Net Asset Value (“NAV”) per Unit
Artis calculates NAV per unit as its unitholders’ equity, adjusted for the outstanding face value in Canadian dollars of its preferred units, divided by its total number of dilutive units outstanding. Management considers this metric to be a valuable measure of the REIT’s residual equity available to its common unitholders.
CAUTIONARY STATEMENTS
This press release contains forward-looking statements. For this purpose, any statements contained herein that are not statements of historical fact may be deemed to be forward-looking statements. Particularly, statements regarding the REIT’s future operating results, performance and achievements are forward-looking statements. Without limiting the foregoing, the words “expects”, “anticipates”, “intends”, “estimates”, “projects”, and similar expressions are intended to identify forward-looking statements.

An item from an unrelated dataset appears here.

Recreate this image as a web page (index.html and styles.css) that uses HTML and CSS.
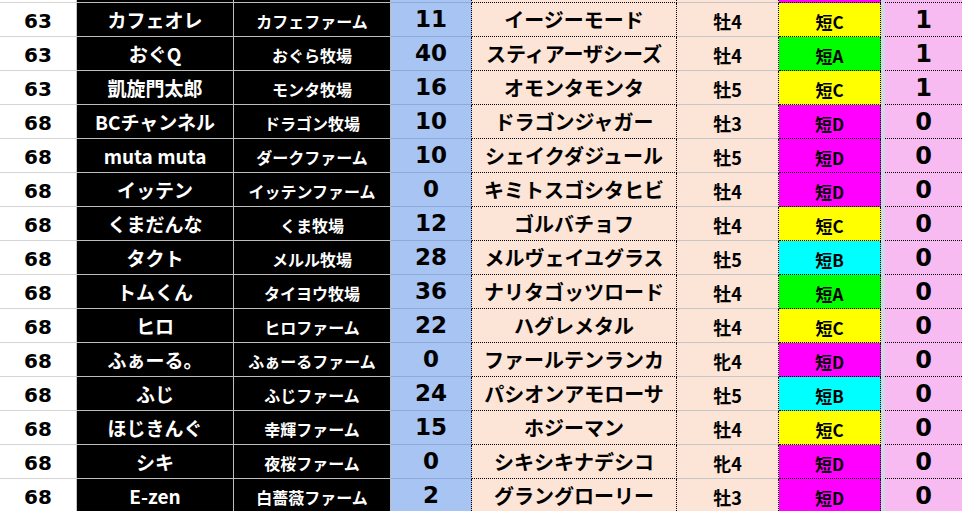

Artis is subject to significant risks and uncertainties which may cause the actual results, performance or achievements of the REIT to be materially different from any future results, performance or achievements expressed or implied in these forward-looking statements. Such risk factors include, but are not limited to, risks associated with real property ownership, availability of cash flow, general uninsured losses, future property acquisitions and dispositions, environmental matters, tax related matters, debt financing, unitholder liability, potential conflicts of interest, potential dilution, reliance on key personnel, changes in legislation and changes in the tax treatment of trusts. Artis cannot assure investors that actual results will be consistent with any forward-looking statements and Artis assumes no obligation to update or revise such forward-looking statements to reflect actual events or new circumstances. All forward-looking statements contained in this press release are qualified by this cautionary statement.
The Toronto Stock Exchange has not reviewed and does not accept responsibility for the adequacy or accuracy of this release.